◆ Source material:
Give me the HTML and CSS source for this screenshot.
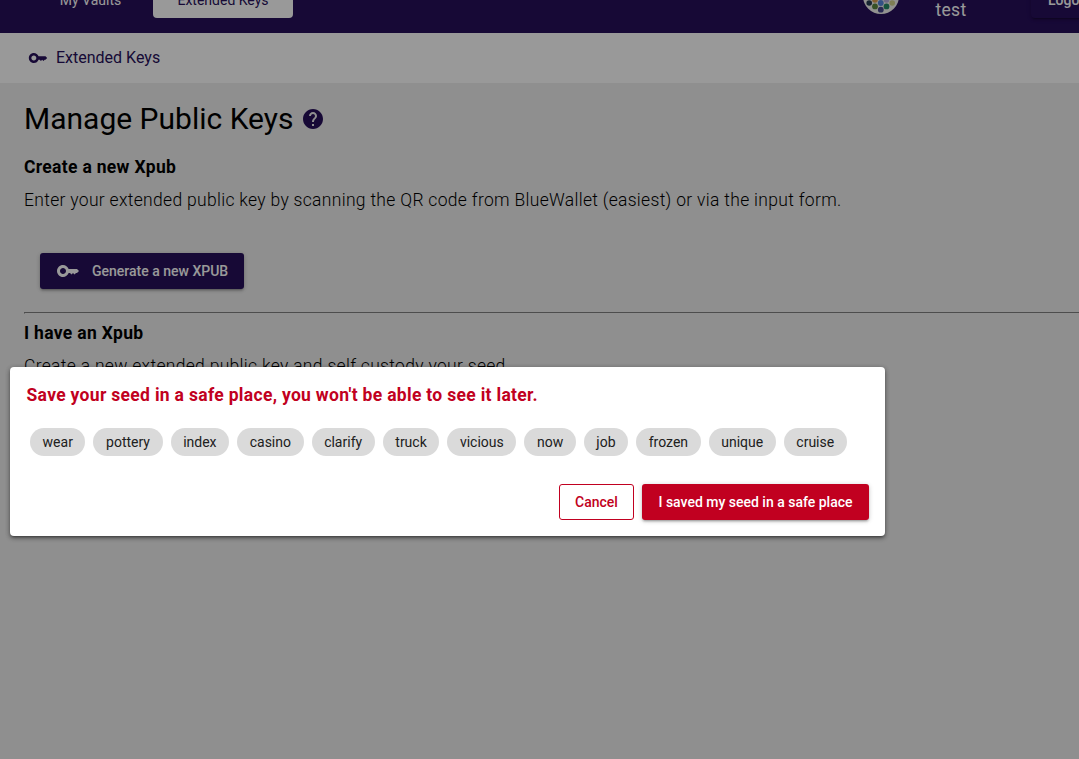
FILE: index.html
```html
<!DOCTYPE html>
<html lang="en">
<head>
<meta charset="utf-8">
<title>Extended Keys</title>
<link rel="stylesheet" href="styles.css">
</head>
<body>
<div class="app">
  <header class="topbar">
    <nav class="tabs">
      <a class="tab">My Vaults</a>
      <a class="tab active">Extended Keys</a>
    </nav>
    <div class="account">
      <svg class="avatar" viewBox="0 0 36 36"><circle cx="18" cy="18" r="18" fill="#f3f3f1"/><g><circle cx="12" cy="22" r="2.800" fill="#e0a050"/><circle cx="23.500" cy="22" r="2.800" fill="#b7b0e0"/><circle cx="6.200" cy="25" r="2.800" fill="#263c52"/><circle cx="17.800" cy="25" r="2.900" fill="#5688dc"/><circle cx="29.200" cy="25" r="2.800" fill="#d2d28c"/><circle cx="12" cy="28.400" r="2.900" fill="#5c8740"/><circle cx="23.500" cy="28.400" r="2.900" fill="#258b66"/><circle cx="17.800" cy="31.700" r="2.900" fill="#46478b"/></g></svg>
      <span class="username">test</span>
      <button class="logout">Logout</button>
    </div>
  </header>
  <div class="crumb">
    <svg class="crumb-icon" viewBox="0 0 24 24"><path d="M12.650 10C11.830 7.670 9.610 6 7 6c-3.310 0-6 2.690-6 6s2.690 6 6 6c2.610 0 4.830-1.670 5.650-4H14l1.500 1.500L17 14l1.500 1.500L20 14h1l2-2-2-2h-8.350zM7 15c-1.650 0-3-1.350-3-3s1.350-3 3-3 3 1.350 3 3-1.350 3-3 3z"/></svg>
    <span class="crumb-label">Extended Keys</span>
  </div>
  <main class="content">
    <div class="title-row">
      <h1>Manage Public Keys</h1>
      <svg class="help" viewBox="0 0 24 24"><path d="M12 2C6.480 2 2 6.480 2 12s4.480 10 10 10 10-4.480 10-10S17.520 2 12 2zm1 17h-2v-2h2v2zm2.070-7.750-.9.920C13.450 12.900 13 13.500 13 15h-2v-.5c0-1.100.45-2.100 1.170-2.830l1.240-1.260c.37-.36.590-.86.590-1.410 0-1.100-.9-2-2-2s-2 .9-2 2H8c0-2.210 1.790-4 4-4s4 1.790 4 4c0 .88-.36 1.680-.93 2.250z"/></svg>
    </div>
    <h2>Create a new Xpub</h2>
    <p class="enter">Enter your extended public key by scanning the QR code from BlueWallet (easiest) or via the input form.</p>
    <button class="generate">
      <svg viewBox="0 0 24 24"><path d="M12.650 10C11.830 7.670 9.610 6 7 6c-3.310 0-6 2.690-6 6s2.690 6 6 6c2.610 0 4.830-1.670 5.650-4H14l1.500 1.500L17 14l1.500 1.500L20 14h1l2-2-2-2h-8.350zM7 15c-1.650 0-3-1.350-3-3s1.350-3 3-3 3 1.350 3 3-1.350 3-3 3z"/></svg>
      <span>Generate a new XPUB</span>
    </button>
    <hr>
    <h2>I have an Xpub</h2>
    <p class="own">Create a new extended public key and self custody your seed.</p>
  </main>
</div>
<div class="backdrop"></div>
<section class="dialog" role="dialog">
  <h3>Save your seed in a safe place, you won't be able to see it later.</h3>
  <div class="chips">
    <span class="chip">wear</span><span class="chip">pottery</span><span class="chip">index</span><span class="chip">casino</span><span class="chip">clarify</span><span class="chip">truck</span><span class="chip">vicious</span><span class="chip">now</span><span class="chip">job</span><span class="chip">frozen</span><span class="chip">unique</span><span class="chip">cruise</span>
  </div>
  <div class="actions">
    <button class="cancel">Cancel</button>
    <button class="confirm">I saved my seed in a safe place</button>
  </div>
</section>
</body>
</html>
```
FILE: styles.css
```css
* { box-sizing: border-box; }
body { margin: 0; height: 759px; overflow: hidden; position: relative; font-family: Roboto, sans-serif; background: #efefef; color: #000; }
button { font: 500 14px/20px Roboto, sans-serif; border: 0; white-space: nowrap; }
h1, h2, h3, p { margin: 0; white-space: nowrap; }
.app { height: 759px; width: 1079px; overflow: hidden; }
.topbar { height: 33px; background: #270f5b; display: flex; justify-content: space-between; align-items: flex-end; padding-left: 28px; overflow: hidden; }
.tabs { display: flex; padding-bottom: 15px; }
.tab { flex: none; display: flex; align-items: center; justify-content: center; height: 36px; width: 125px; color: #fff; font-size: 14px; border-radius: 4px; }
.tab.active { background: #fff; color: #270f5b; width: 140px; }
.account { display: flex; align-items: flex-end; flex: none; width: 217px; padding-bottom: 11px; }
.avatar { flex: none; width: 36px; height: 36px; margin: 0 37px 8px .5px; }
.username { flex: none; width: 95.5px; color: #fff; font-size: 17.5px; line-height: 24px; letter-spacing: .3px; }
.logout { flex: none; height: 36px; margin-bottom: 4px; padding: 0 17px; background: #270f5b; color: #fff; border-radius: 4px; box-shadow: 0 3px 1px -2px rgba(0,0,0,.2), 0 2px 2px rgba(0,0,0,.14), 0 1px 5px rgba(0,0,0,.12); }
.crumb { height: 50px; background: #fff; display: flex; align-items: center; gap: 8px; padding-left: 28px; color: #270f5b; font-size: 16px; }
.crumb-icon { width: 20px; height: 20px; fill: #270f5b; }
.crumb-label { padding-bottom: 2px; }
.content { padding: 16px 0 0 24px; }
.title-row { display: flex; align-items: center; height: 40px; gap: 8px; }
h1 { font-size: 30px; line-height: 40px; font-weight: 400; }
.help { width: 24px; height: 24px; fill: #270f5b; }
h2 { font-size: 17.5px; line-height: 24px; font-weight: 700; letter-spacing: .308px; }
.title-row + h2 { margin-top: 16px; }
p { font-size: 17.5px; line-height: 24px; font-weight: 300; letter-spacing: .308px; margin-top: 9px; }
.generate { display: flex; align-items: center; gap: 12px; width: 204px; height: 36px; margin: 41px 0 0 16px; padding: 0 0 0 16px; border-radius: 3px; background: #270f5b; color: #fff; box-shadow: 0 1px 5px rgba(0,0,0,.2), 0 2px 2px rgba(0,0,0,.14), 0 3px 1px -2px rgba(0,0,0,.12); }
.generate svg { width: 24px; height: 24px; fill: #fff; flex: none; }
hr { margin: 23px 0 7px; height: 2px; border: 1px solid #808080; border-right: 0; border-bottom-color: #efefef; }
.backdrop { position: absolute; inset: 0; background: rgba(0,0,0,.4); }
.dialog { position: absolute; left: 10px; top: 367px; width: 875px; height: 169px; padding: 16px; background: #fff; border-radius: 4px; box-shadow: 0 1px 5px rgba(0,0,0,.2), 0 2px 2px rgba(0,0,0,.14), 0 3px 1px -2px rgba(0,0,0,.12), 0 2px 5px rgba(0,0,0,.3); }
h3 { padding-left: .5px; font-size: 17.5px; line-height: 24px; font-weight: 700; color: #c10020; letter-spacing: .308px; }
.chips { display: flex; gap: 8px; padding: 21px 4px 0; }
.chip { flex: none; height: 28px; line-height: 28px; padding: 0 12.580px; border-radius: 14px; background: #dadada; color: #202020; font-size: 14px; }
.actions { display: flex; justify-content: flex-end; gap: 8px; margin-top: 28px; }
.actions button { height: 36px; padding: 0; border-radius: 3px; }
.actions .cancel { width: 75px; color: #c10020; background: #fff; border: 1px solid #c10020; }
.actions .confirm { width: 227px; color: #fff; background: #c10020; box-shadow: 0 1px 5px rgba(0,0,0,.2), 0 2px 2px rgba(0,0,0,.14), 0 3px 1px -2px rgba(0,0,0,.12); }
```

◆ Your objective: Transcribe the full listing above exactly, with the images removed.

◆ Result:
Give me the HTML and CSS source for this screenshot.
FILE: index.html
```html
<!DOCTYPE html>
<html lang="en">
<head>
<meta charset="utf-8">
<title>Extended Keys</title>
<link rel="stylesheet" href="styles.css">
</head>
<body>
<div class="app">
  <header class="topbar">
    <nav class="tabs">
      <a class="tab">My Vaults</a>
      <a class="tab active">Extended Keys</a>
    </nav>
    <div class="account">
      <svg class="avatar" viewBox="0 0 36 36"><circle cx="18" cy="18" r="18" fill="#f3f3f1"/><g><circle cx="12" cy="22" r="2.800" fill="#e0a050"/><circle cx="23.500" cy="22" r="2.800" fill="#b7b0e0"/><circle cx="6.200" cy="25" r="2.800" fill="#263c52"/><circle cx="17.800" cy="25" r="2.900" fill="#5688dc"/><circle cx="29.200" cy="25" r="2.800" fill="#d2d28c"/><circle cx="12" cy="28.400" r="2.900" fill="#5c8740"/><circle cx="23.500" cy="28.400" r="2.900" fill="#258b66"/><circle cx="17.800" cy="31.700" r="2.900" fill="#46478b"/></g></svg>
      <span class="username">test</span>
      <button class="logout">Logout</button>
    </div>
  </header>
  <div class="crumb">
    <svg class="crumb-icon" viewBox="0 0 24 24"><path d="M12.650 10C11.830 7.670 9.610 6 7 6c-3.310 0-6 2.690-6 6s2.690 6 6 6c2.610 0 4.830-1.670 5.650-4H14l1.500 1.500L17 14l1.500 1.500L20 14h1l2-2-2-2h-8.350zM7 15c-1.650 0-3-1.350-3-3s1.350-3 3-3 3 1.350 3 3-1.350 3-3 3z"/></svg>
    <span class="crumb-label">Extended Keys</span>
  </div>
  <main class="content">
    <div class="title-row">
      <h1>Manage Public Keys</h1>
      <svg class="help" viewBox="0 0 24 24"><path d="M12 2C6.480 2 2 6.480 2 12s4.480 10 10 10 10-4.480 10-10S17.520 2 12 2zm1 17h-2v-2h2v2zm2.070-7.750-.9.920C13.450 12.900 13 13.500 13 15h-2v-.5c0-1.100.45-2.100 1.170-2.830l1.240-1.260c.37-.36.590-.86.590-1.410 0-1.100-.9-2-2-2s-2 .9-2 2H8c0-2.210 1.790-4 4-4s4 1.790 4 4c0 .88-.36 1.680-.93 2.250z"/></svg>
    </div>
    <h2>Create a new Xpub</h2>
    <p class="enter">Enter your extended public key by scanning the QR code from BlueWallet (easiest) or via the input form.</p>
    <button class="generate">
      <svg viewBox="0 0 24 24"><path d="M12.650 10C11.830 7.670 9.610 6 7 6c-3.310 0-6 2.690-6 6s2.690 6 6 6c2.610 0 4.830-1.670 5.650-4H14l1.500 1.500L17 14l1.500 1.500L20 14h1l2-2-2-2h-8.350zM7 15c-1.650 0-3-1.350-3-3s1.350-3 3-3 3 1.350 3 3-1.350 3-3 3z"/></svg>
      <span>Generate a new XPUB</span>
    </button>
    <hr>
    <h2>I have an Xpub</h2>
    <p class="own">Create a new extended public key and self custody your seed.</p>
  </main>
</div>
<div class="backdrop"></div>
<section class="dialog" role="dialog">
  <h3>Save your seed in a safe place, you won't be able to see it later.</h3>
  <div class="chips">
    <span class="chip">wear</span><span class="chip">pottery</span><span class="chip">index</span><span class="chip">casino</span><span class="chip">clarify</span><span class="chip">truck</span><span class="chip">vicious</span><span class="chip">now</span><span class="chip">job</span><span class="chip">frozen</span><span class="chip">unique</span><span class="chip">cruise</span>
  </div>
  <div class="actions">
    <button class="cancel">Cancel</button>
    <button class="confirm">I saved my seed in a safe place</button>
  </div>
</section>
</body>
</html>
```
FILE: styles.css
```css
* { box-sizing: border-box; }
body { margin: 0; height: 759px; overflow: hidden; position: relative; font-family: Roboto, sans-serif; background: #efefef; color: #000; }
button { font: 500 14px/20px Roboto, sans-serif; border: 0; white-space: nowrap; }
h1, h2, h3, p { margin: 0; white-space: nowrap; }
.app { height: 759px; width: 1079px; overflow: hidden; }
.topbar { height: 33px; background: #270f5b; display: flex; justify-content: space-between; align-items: flex-end; padding-left: 28px; overflow: hidden; }
.tabs { display: flex; padding-bottom: 15px; }
.tab { flex: none; display: flex; align-items: center; justify-content: center; height: 36px; width: 125px; color: #fff; font-size: 14px; border-radius: 4px; }
.tab.active { background: #fff; color: #270f5b; width: 140px; }
.account { display: flex; align-items: flex-end; flex: none; width: 217px; padding-bottom: 11px; }
.avatar { flex: none; width: 36px; height: 36px; margin: 0 37px 8px .5px; }
.username { flex: none; width: 95.5px; color: #fff; font-size: 17.5px; line-height: 24px; letter-spacing: .3px; }
.logout { flex: none; height: 36px; margin-bottom: 4px; padding: 0 17px; background: #270f5b; color: #fff; border-radius: 4px; box-shadow: 0 3px 1px -2px rgba(0,0,0,.2), 0 2px 2px rgba(0,0,0,.14), 0 1px 5px rgba(0,0,0,.12); }
.crumb { height: 50px; background: #fff; display: flex; align-items: center; gap: 8px; padding-left: 28px; color: #270f5b; font-size: 16px; }
.crumb-icon { width: 20px; height: 20px; fill: #270f5b; }
.crumb-label { padding-bottom: 2px; }
.content { padding: 16px 0 0 24px; }
.title-row { display: flex; align-items: center; height: 40px; gap: 8px; }
h1 { font-size: 30px; line-height: 40px; font-weight: 400; }
.help { width: 24px; height: 24px; fill: #270f5b; }
h2 { font-size: 17.5px; line-height: 24px; font-weight: 700; letter-spacing: .308px; }
.title-row + h2 { margin-top: 16px; }
p { font-size: 17.5px; line-height: 24px; font-weight: 300; letter-spacing: .308px; margin-top: 9px; }
.generate { display: flex; align-items: center; gap: 12px; width: 204px; height: 36px; margin: 41px 0 0 16px; padding: 0 0 0 16px; border-radius: 3px; background: #270f5b; color: #fff; box-shadow: 0 1px 5px rgba(0,0,0,.2), 0 2px 2px rgba(0,0,0,.14), 0 3px 1px -2px rgba(0,0,0,.12); }
.generate svg { width: 24px; height: 24px; fill: #fff; flex: none; }
hr { margin: 23px 0 7px; height: 2px; border: 1px solid #808080; border-right: 0; border-bottom-color: #efefef; }
.backdrop { position: absolute; inset: 0; background: rgba(0,0,0,.4); }
.dialog { position: absolute; left: 10px; top: 367px; width: 875px; height: 169px; padding: 16px; background: #fff; border-radius: 4px; box-shadow: 0 1px 5px rgba(0,0,0,.2), 0 2px 2px rgba(0,0,0,.14), 0 3px 1px -2px rgba(0,0,0,.12), 0 2px 5px rgba(0,0,0,.3); }
h3 { padding-left: .5px; font-size: 17.5px; line-height: 24px; font-weight: 700; color: #c10020; letter-spacing: .308px; }
.chips { display: flex; gap: 8px; padding: 21px 4px 0; }
.chip { flex: none; height: 28px; line-height: 28px; padding: 0 12.580px; border-radius: 14px; background: #dadada; color: #202020; font-size: 14px; }
.actions { display: flex; justify-content: flex-end; gap: 8px; margin-top: 28px; }
.actions button { height: 36px; padding: 0; border-radius: 3px; }
.actions .cancel { width: 75px; color: #c10020; background: #fff; border: 1px solid #c10020; }
.actions .confirm { width: 227px; color: #fff; background: #c10020; box-shadow: 0 1px 5px rgba(0,0,0,.2), 0 2px 2px rgba(0,0,0,.14), 0 3px 1px -2px rgba(0,0,0,.12); }
```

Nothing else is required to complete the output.